In a letter to the president sent on Friday, senior lawmakers raised concern over reports that the Pentagon is blocking the U.S. from sharing key evidence with the ICC related to alleged Russian war crimes committed in Ukraine.

The letter notes that this would run counter to efforts by Congress to increase cooperation with the international court.

Congress in December removed a prohibition of U.S. cooperation with the ICC specifically in the case of investigations surrounding Russia’s war in Ukraine, but the letter notes that the U.S. “reportedly has not yet shared key evidence that could aid in these prosecutions.”

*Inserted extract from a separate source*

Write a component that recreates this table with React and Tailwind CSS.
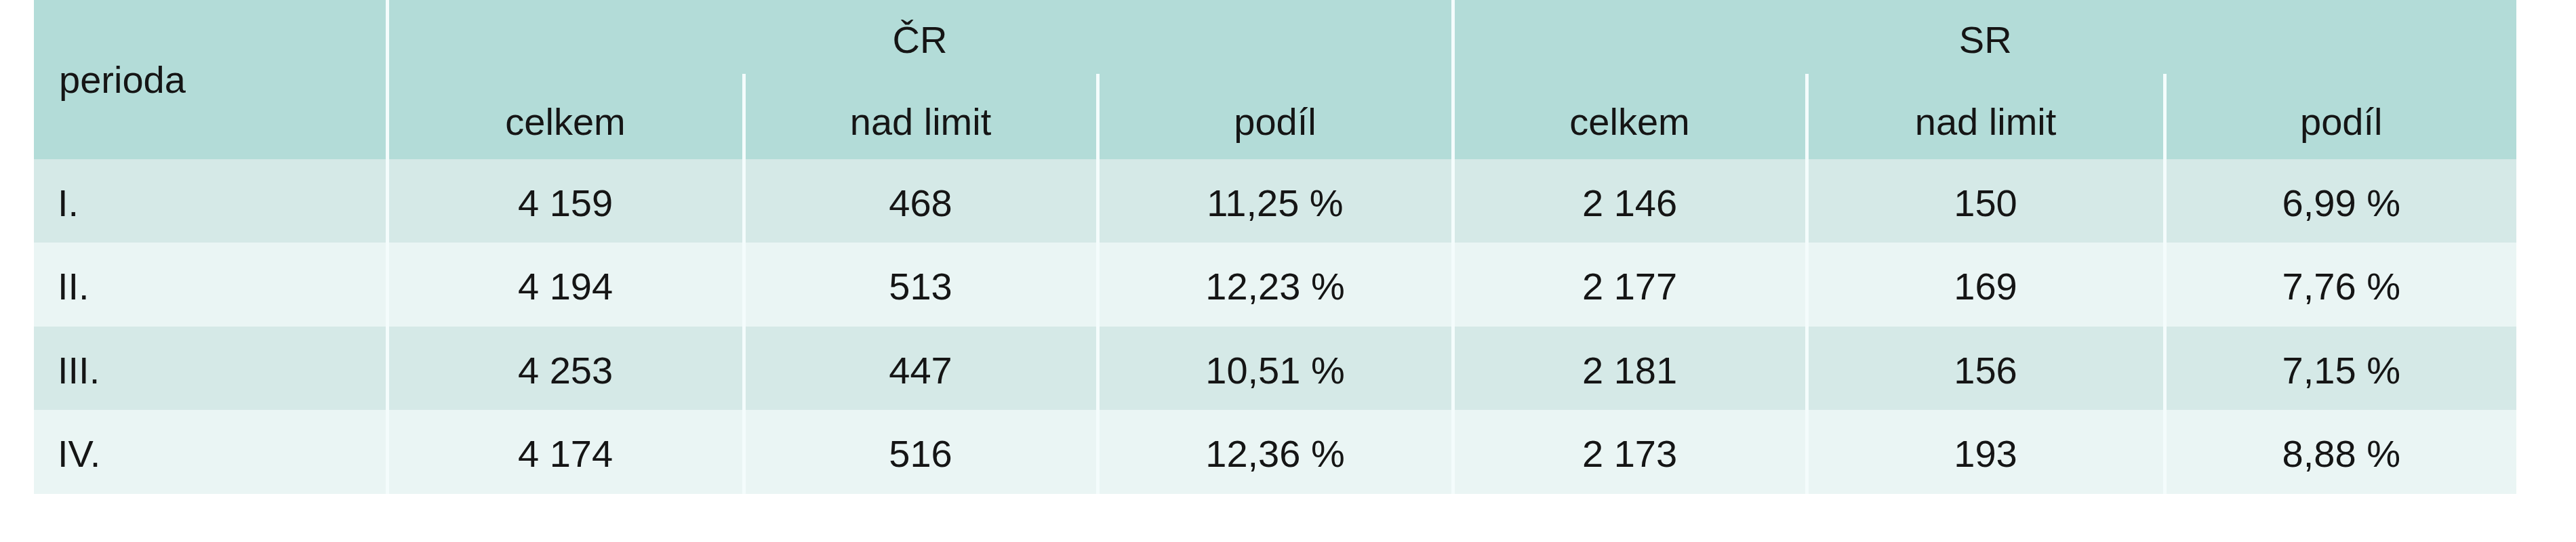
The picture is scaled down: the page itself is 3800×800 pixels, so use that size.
const rows = [
  { period: "I.", cr: ["4 159", "468", "11,25 %"], sr: ["2 146", "150", "6,99 %"] },
  { period: "II.", cr: ["4 194", "513", "12,23 %"], sr: ["2 177", "169", "7,76 %"] },
  { period: "III.", cr: ["4 253", "447", "10,51 %"], sr: ["2 181", "156", "7,15 %"] },
  { period: "IV.", cr: ["4 174", "516", "12,36 %"], sr: ["2 173", "193", "8,88 %"] },
];

const subHeads = ["celkem", "nad limit", "podíl"];

export default function App() {
  return (
    <div className="h-[800px] w-[3800px] bg-white pl-[50px] font-['Liberation_Sans',Arial,sans-serif] text-[56px] leading-none text-[#151515]">
      <table className="w-[3662px] table-fixed border-collapse">
        <colgroup>
          <col className="w-[521px]" />
          <col className="w-[526px]" />
          <col className="w-[522px]" />
          <col className="w-[524px]" />
          <col className="w-[522px]" />
          <col className="w-[528px]" />
          <col className="w-[519px]" />
        </colgroup>
        <thead className="bg-[#b3dcd8]">
          <tr className="h-[109px]">
            <th rowSpan={2} className="pl-[37px] text-left font-normal">
              perioda
            </th>
            <th colSpan={3} className="border-l-[5px] border-[#f4fcfc] pt-[8px] font-normal">
              ČR
            </th>
            <th colSpan={3} className="border-l-[5px] border-[#f4fcfc] pt-[8px] font-normal">
              SR
            </th>
          </tr>
          <tr className="h-[126px]">
            {[...subHeads, ...subHeads].map((label, i) => (
              <th
                key={i}
                className="border-l-[5px] border-[#f4fcfc] pt-[16px] text-center font-normal"
              >
                {label}
              </th>
            ))}
          </tr>
        </thead>
        <tbody>
          {rows.map((row, i) => (
            <tr
              key={row.period}
              className={i % 2 === 0 ? "h-[123px] bg-[#d5e9e7]" : "h-[124px] bg-[#eaf5f4]"}
            >
              <td className="pl-[35px] pt-[6px] text-left">{row.period}</td>
              {[...row.cr, ...row.sr].map((value, j) => (
                <td key={j} className="border-l-[5px] border-[#f4fcfc] pt-[6px] text-center">
                  {value}
                </td>
              ))}
            </tr>
          ))}
        </tbody>
      </table>
    </div>
  );
}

“Knowing of your support for the important cause of accountability in Ukraine, we urge you to move forward expeditiously with support to the ICC’s work so that Putin and others around him know in no uncertain terms that accountability and justice for their crimes are forthcoming.”

The New York Times reported earlier this month that the Department of Defense was blocking the U.S. from providing evidence to the ICC despite support from the White House and National Security Council to do so.

The evidence reportedly includes material about decisions by Russian officials to deliberately target civilian infrastructure and Russia’s abduction of Ukrainian children.

The ICC last week issued an arrest warrant against Russian President Vladimir Putin and Maria Lvova-Belova, Russia’s presidential commissioner for children’s rights, for the war crime of forced relocation of children.

The letter to the president was led by Senate Majority Whip Dick Durbin (D-Ill.), chair of the Senate Judiciary Committee and Sen. Lindsey Graham (R-S.C.), ranking member of the Senate Judiciary Committee.

It was signed by Senate Foreign Relations Committee Chairman Bob Menendez (D-N.J.) and Sens. Thom Tillis (R-N.C.), Richard Blumenthal (D-Conn.), and Sheldon Whitehouse (D-R.I.).

The U.S. has had a checkered history with the ICC.

It generally supports international efforts at accountability, but is not a signatory to the court’s treaty, the Rome Statute, and walks a fine line over protecting the immunity of non-signatories.

In particular, the U.S. opposed efforts by the ICC to investigate allegations of atrocities committed by American forces in Afghanistan.

The Biden administration has sought to improve relations with the ICC, lifting sanctions on the ICC’s chief prosecutor that were imposed by the former Trump administration. The ICC, in turn, sidelined its investigation into U.S. forces.

And while Congress has made moves to give the U.S. more authority to assist the ICC to investigate Russia’s war crimes, the Pentagon is sensitive to the implications of such efforts on American forces, a congressional aide told The Hill.

That has put the U.S. in a rough spot with the court’s pursuit of war crimes allegations against Russia, which is also not a signatory and has rejected the authority of the court’s arrest warrant.

The senators, in their letter to Biden, urged action.

“The United States is on the right side of this war, and we must do everything possible to hold the perpetrators accountable.”